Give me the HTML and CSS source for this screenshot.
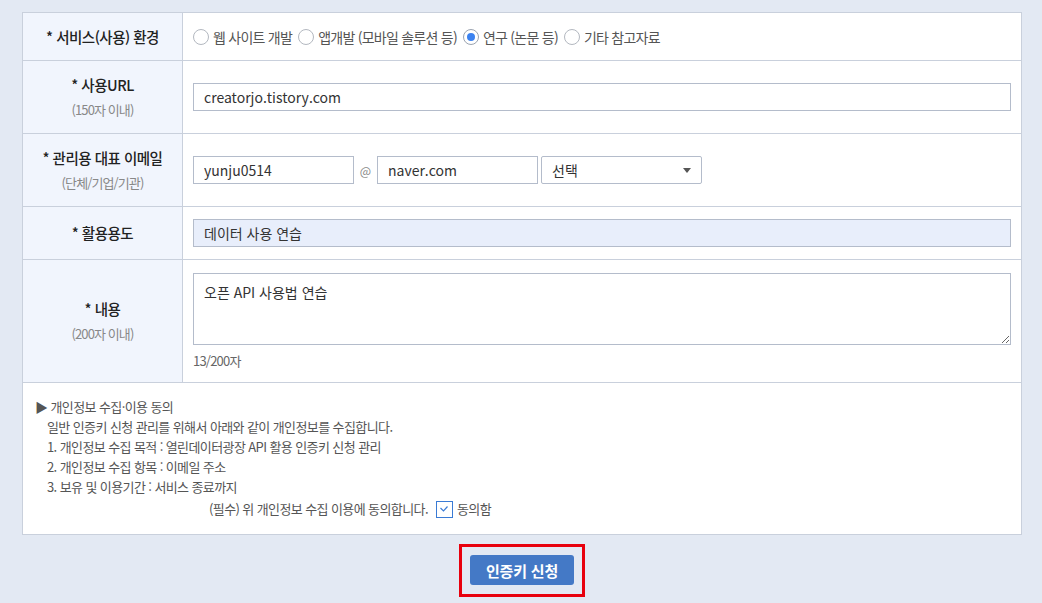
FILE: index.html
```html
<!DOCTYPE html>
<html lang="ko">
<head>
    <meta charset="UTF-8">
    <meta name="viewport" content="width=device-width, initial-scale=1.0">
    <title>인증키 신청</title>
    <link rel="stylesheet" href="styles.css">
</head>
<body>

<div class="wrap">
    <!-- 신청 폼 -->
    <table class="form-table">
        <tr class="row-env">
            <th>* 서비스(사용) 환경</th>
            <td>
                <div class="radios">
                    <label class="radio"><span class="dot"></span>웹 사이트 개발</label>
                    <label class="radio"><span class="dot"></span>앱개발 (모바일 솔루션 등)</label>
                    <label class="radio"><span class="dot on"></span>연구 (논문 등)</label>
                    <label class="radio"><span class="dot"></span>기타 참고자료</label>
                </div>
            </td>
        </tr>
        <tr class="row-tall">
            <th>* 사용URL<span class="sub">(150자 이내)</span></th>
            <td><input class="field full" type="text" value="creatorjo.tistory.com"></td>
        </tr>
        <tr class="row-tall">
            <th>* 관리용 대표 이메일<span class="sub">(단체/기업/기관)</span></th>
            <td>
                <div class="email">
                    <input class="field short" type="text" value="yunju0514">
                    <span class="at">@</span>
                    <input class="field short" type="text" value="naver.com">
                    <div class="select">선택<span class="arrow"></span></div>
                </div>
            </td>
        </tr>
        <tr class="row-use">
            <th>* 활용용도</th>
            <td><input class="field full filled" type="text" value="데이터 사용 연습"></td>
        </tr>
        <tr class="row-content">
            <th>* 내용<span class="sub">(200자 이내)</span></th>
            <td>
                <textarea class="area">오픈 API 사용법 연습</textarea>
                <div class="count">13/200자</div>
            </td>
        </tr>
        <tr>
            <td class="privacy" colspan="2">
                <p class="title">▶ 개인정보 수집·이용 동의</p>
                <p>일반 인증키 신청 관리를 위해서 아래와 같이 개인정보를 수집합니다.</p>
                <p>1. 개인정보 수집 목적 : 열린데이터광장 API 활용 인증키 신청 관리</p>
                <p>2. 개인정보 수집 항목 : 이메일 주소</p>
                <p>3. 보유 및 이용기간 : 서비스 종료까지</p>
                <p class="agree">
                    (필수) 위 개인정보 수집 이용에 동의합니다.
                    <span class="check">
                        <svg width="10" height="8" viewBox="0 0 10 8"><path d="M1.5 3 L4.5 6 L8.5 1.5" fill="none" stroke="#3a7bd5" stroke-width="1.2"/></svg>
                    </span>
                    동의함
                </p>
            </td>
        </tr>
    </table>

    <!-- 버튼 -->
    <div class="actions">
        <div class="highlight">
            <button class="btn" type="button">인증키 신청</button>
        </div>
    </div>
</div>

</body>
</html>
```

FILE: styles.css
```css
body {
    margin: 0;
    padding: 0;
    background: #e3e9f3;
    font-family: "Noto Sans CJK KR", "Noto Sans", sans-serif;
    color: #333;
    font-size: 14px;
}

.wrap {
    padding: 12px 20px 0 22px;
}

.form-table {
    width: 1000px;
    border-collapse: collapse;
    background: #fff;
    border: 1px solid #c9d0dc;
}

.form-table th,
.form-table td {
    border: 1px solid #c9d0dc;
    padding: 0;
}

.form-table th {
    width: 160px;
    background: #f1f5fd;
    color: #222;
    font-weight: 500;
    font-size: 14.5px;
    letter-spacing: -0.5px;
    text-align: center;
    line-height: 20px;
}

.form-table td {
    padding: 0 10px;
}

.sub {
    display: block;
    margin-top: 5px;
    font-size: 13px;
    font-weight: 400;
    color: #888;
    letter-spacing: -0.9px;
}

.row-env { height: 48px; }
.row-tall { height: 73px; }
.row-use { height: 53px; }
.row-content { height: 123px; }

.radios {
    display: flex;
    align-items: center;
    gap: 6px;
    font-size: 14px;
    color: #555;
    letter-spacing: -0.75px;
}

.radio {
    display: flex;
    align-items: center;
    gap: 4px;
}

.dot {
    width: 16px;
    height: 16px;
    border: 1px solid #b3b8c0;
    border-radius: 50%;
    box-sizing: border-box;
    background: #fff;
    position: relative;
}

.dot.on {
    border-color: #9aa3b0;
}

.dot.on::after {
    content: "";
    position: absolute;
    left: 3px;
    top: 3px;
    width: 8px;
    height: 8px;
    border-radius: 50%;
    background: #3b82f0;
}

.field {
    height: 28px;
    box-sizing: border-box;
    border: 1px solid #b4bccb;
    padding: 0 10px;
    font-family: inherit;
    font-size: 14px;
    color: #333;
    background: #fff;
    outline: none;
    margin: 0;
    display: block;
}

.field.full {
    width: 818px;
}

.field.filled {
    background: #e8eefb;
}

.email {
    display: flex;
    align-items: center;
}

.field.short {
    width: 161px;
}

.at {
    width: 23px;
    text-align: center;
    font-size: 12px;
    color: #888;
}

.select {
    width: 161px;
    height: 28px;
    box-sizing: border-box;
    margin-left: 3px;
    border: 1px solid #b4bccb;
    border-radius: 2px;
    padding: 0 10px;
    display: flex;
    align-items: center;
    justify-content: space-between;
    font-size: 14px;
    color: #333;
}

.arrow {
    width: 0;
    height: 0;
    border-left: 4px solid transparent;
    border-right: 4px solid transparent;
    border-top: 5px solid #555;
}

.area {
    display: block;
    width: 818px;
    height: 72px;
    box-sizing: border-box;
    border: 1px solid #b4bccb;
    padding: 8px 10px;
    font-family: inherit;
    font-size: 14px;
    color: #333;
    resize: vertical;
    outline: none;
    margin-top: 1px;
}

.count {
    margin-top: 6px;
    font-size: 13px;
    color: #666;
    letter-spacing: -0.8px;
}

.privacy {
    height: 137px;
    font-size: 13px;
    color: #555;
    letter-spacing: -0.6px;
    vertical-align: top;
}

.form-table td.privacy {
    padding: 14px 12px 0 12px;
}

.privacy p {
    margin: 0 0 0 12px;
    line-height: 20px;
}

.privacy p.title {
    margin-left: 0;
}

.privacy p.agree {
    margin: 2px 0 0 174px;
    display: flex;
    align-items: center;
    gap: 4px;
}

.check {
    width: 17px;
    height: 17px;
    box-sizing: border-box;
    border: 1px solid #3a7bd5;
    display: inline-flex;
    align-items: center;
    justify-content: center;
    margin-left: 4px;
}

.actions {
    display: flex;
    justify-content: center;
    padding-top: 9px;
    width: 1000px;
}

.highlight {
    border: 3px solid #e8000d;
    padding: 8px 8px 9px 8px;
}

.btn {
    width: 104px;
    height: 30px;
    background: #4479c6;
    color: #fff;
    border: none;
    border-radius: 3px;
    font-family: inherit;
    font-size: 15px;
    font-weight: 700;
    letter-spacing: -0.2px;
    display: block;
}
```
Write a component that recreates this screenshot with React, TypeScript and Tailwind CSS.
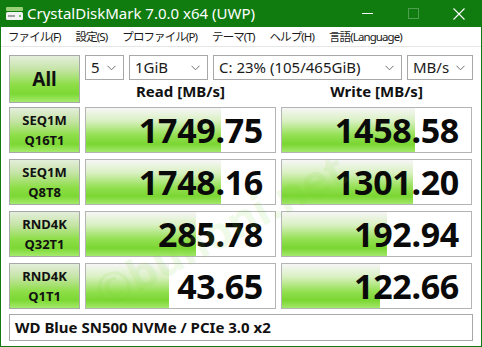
-*-*-
● PROBLEM DESCRIPTION: Leave every image out, and retype the material exactly.

● RIGHT ANSWER:
Give me the HTML and CSS source for this screenshot.
FILE: index.html
```html
<!DOCTYPE html>
<html lang="ko">
<head>
    <meta charset="UTF-8">
    <meta name="viewport" content="width=device-width, initial-scale=1.0">
    <title>인증키 신청</title>
    <link rel="stylesheet" href="styles.css">
</head>
<body>

<div class="wrap">
    <!-- 신청 폼 -->
    <table class="form-table">
        <tr class="row-env">
            <th>* 서비스(사용) 환경</th>
            <td>
                <div class="radios">
                    <label class="radio"><span class="dot"></span>웹 사이트 개발</label>
                    <label class="radio"><span class="dot"></span>앱개발 (모바일 솔루션 등)</label>
                    <label class="radio"><span class="dot on"></span>연구 (논문 등)</label>
                    <label class="radio"><span class="dot"></span>기타 참고자료</label>
                </div>
            </td>
        </tr>
        <tr class="row-tall">
            <th>* 사용URL<span class="sub">(150자 이내)</span></th>
            <td><input class="field full" type="text" value="creatorjo.tistory.com"></td>
        </tr>
        <tr class="row-tall">
            <th>* 관리용 대표 이메일<span class="sub">(단체/기업/기관)</span></th>
            <td>
                <div class="email">
                    <input class="field short" type="text" value="yunju0514">
                    <span class="at">@</span>
                    <input class="field short" type="text" value="naver.com">
                    <div class="select">선택<span class="arrow"></span></div>
                </div>
            </td>
        </tr>
        <tr class="row-use">
            <th>* 활용용도</th>
            <td><input class="field full filled" type="text" value="데이터 사용 연습"></td>
        </tr>
        <tr class="row-content">
            <th>* 내용<span class="sub">(200자 이내)</span></th>
            <td>
                <textarea class="area">오픈 API 사용법 연습</textarea>
                <div class="count">13/200자</div>
            </td>
        </tr>
        <tr>
            <td class="privacy" colspan="2">
                <p class="title">▶ 개인정보 수집·이용 동의</p>
                <p>일반 인증키 신청 관리를 위해서 아래와 같이 개인정보를 수집합니다.</p>
                <p>1. 개인정보 수집 목적 : 열린데이터광장 API 활용 인증키 신청 관리</p>
                <p>2. 개인정보 수집 항목 : 이메일 주소</p>
                <p>3. 보유 및 이용기간 : 서비스 종료까지</p>
                <p class="agree">
                    (필수) 위 개인정보 수집 이용에 동의합니다.
                    <span class="check">
                        <svg width="10" height="8" viewBox="0 0 10 8"><path d="M1.5 3 L4.5 6 L8.5 1.5" fill="none" stroke="#3a7bd5" stroke-width="1.2"/></svg>
                    </span>
                    동의함
                </p>
            </td>
        </tr>
    </table>

    <!-- 버튼 -->
    <div class="actions">
        <div class="highlight">
            <button class="btn" type="button">인증키 신청</button>
        </div>
    </div>
</div>

</body>
</html>
```

FILE: styles.css
```css
body {
    margin: 0;
    padding: 0;
    background: #e3e9f3;
    font-family: "Noto Sans CJK KR", "Noto Sans", sans-serif;
    color: #333;
    font-size: 14px;
}

.wrap {
    padding: 12px 20px 0 22px;
}

.form-table {
    width: 1000px;
    border-collapse: collapse;
    background: #fff;
    border: 1px solid #c9d0dc;
}

.form-table th,
.form-table td {
    border: 1px solid #c9d0dc;
    padding: 0;
}

.form-table th {
    width: 160px;
    background: #f1f5fd;
    color: #222;
    font-weight: 500;
    font-size: 14.5px;
    letter-spacing: -0.5px;
    text-align: center;
    line-height: 20px;
}

.form-table td {
    padding: 0 10px;
}

.sub {
    display: block;
    margin-top: 5px;
    font-size: 13px;
    font-weight: 400;
    color: #888;
    letter-spacing: -0.9px;
}

.row-env { height: 48px; }
.row-tall { height: 73px; }
.row-use { height: 53px; }
.row-content { height: 123px; }

.radios {
    display: flex;
    align-items: center;
    gap: 6px;
    font-size: 14px;
    color: #555;
    letter-spacing: -0.75px;
}

.radio {
    display: flex;
    align-items: center;
    gap: 4px;
}

.dot {
    width: 16px;
    height: 16px;
    border: 1px solid #b3b8c0;
    border-radius: 50%;
    box-sizing: border-box;
    background: #fff;
    position: relative;
}

.dot.on {
    border-color: #9aa3b0;
}

.dot.on::after {
    content: "";
    position: absolute;
    left: 3px;
    top: 3px;
    width: 8px;
    height: 8px;
    border-radius: 50%;
    background: #3b82f0;
}

.field {
    height: 28px;
    box-sizing: border-box;
    border: 1px solid #b4bccb;
    padding: 0 10px;
    font-family: inherit;
    font-size: 14px;
    color: #333;
    background: #fff;
    outline: none;
    margin: 0;
    display: block;
}

.field.full {
    width: 818px;
}

.field.filled {
    background: #e8eefb;
}

.email {
    display: flex;
    align-items: center;
}

.field.short {
    width: 161px;
}

.at {
    width: 23px;
    text-align: center;
    font-size: 12px;
    color: #888;
}

.select {
    width: 161px;
    height: 28px;
    box-sizing: border-box;
    margin-left: 3px;
    border: 1px solid #b4bccb;
    border-radius: 2px;
    padding: 0 10px;
    display: flex;
    align-items: center;
    justify-content: space-between;
    font-size: 14px;
    color: #333;
}

.arrow {
    width: 0;
    height: 0;
    border-left: 4px solid transparent;
    border-right: 4px solid transparent;
    border-top: 5px solid #555;
}

.area {
    display: block;
    width: 818px;
    height: 72px;
    box-sizing: border-box;
    border: 1px solid #b4bccb;
    padding: 8px 10px;
    font-family: inherit;
    font-size: 14px;
    color: #333;
    resize: vertical;
    outline: none;
    margin-top: 1px;
}

.count {
    margin-top: 6px;
    font-size: 13px;
    color: #666;
    letter-spacing: -0.8px;
}

.privacy {
    height: 137px;
    font-size: 13px;
    color: #555;
    letter-spacing: -0.6px;
    vertical-align: top;
}

.form-table td.privacy {
    padding: 14px 12px 0 12px;
}

.privacy p {
    margin: 0 0 0 12px;
    line-height: 20px;
}

.privacy p.title {
    margin-left: 0;
}

.privacy p.agree {
    margin: 2px 0 0 174px;
    display: flex;
    align-items: center;
    gap: 4px;
}

.check {
    width: 17px;
    height: 17px;
    box-sizing: border-box;
    border: 1px solid #3a7bd5;
    display: inline-flex;
    align-items: center;
    justify-content: center;
    margin-left: 4px;
}

.actions {
    display: flex;
    justify-content: center;
    padding-top: 9px;
    width: 1000px;
}

.highlight {
    border: 3px solid #e8000d;
    padding: 8px 8px 9px 8px;
}

.btn {
    width: 104px;
    height: 30px;
    background: #4479c6;
    color: #fff;
    border: none;
    border-radius: 3px;
    font-family: inherit;
    font-size: 15px;
    font-weight: 700;
    letter-spacing: -0.2px;
    display: block;
}
```
Write a component that recreates this screenshot with React, TypeScript and Tailwind CSS.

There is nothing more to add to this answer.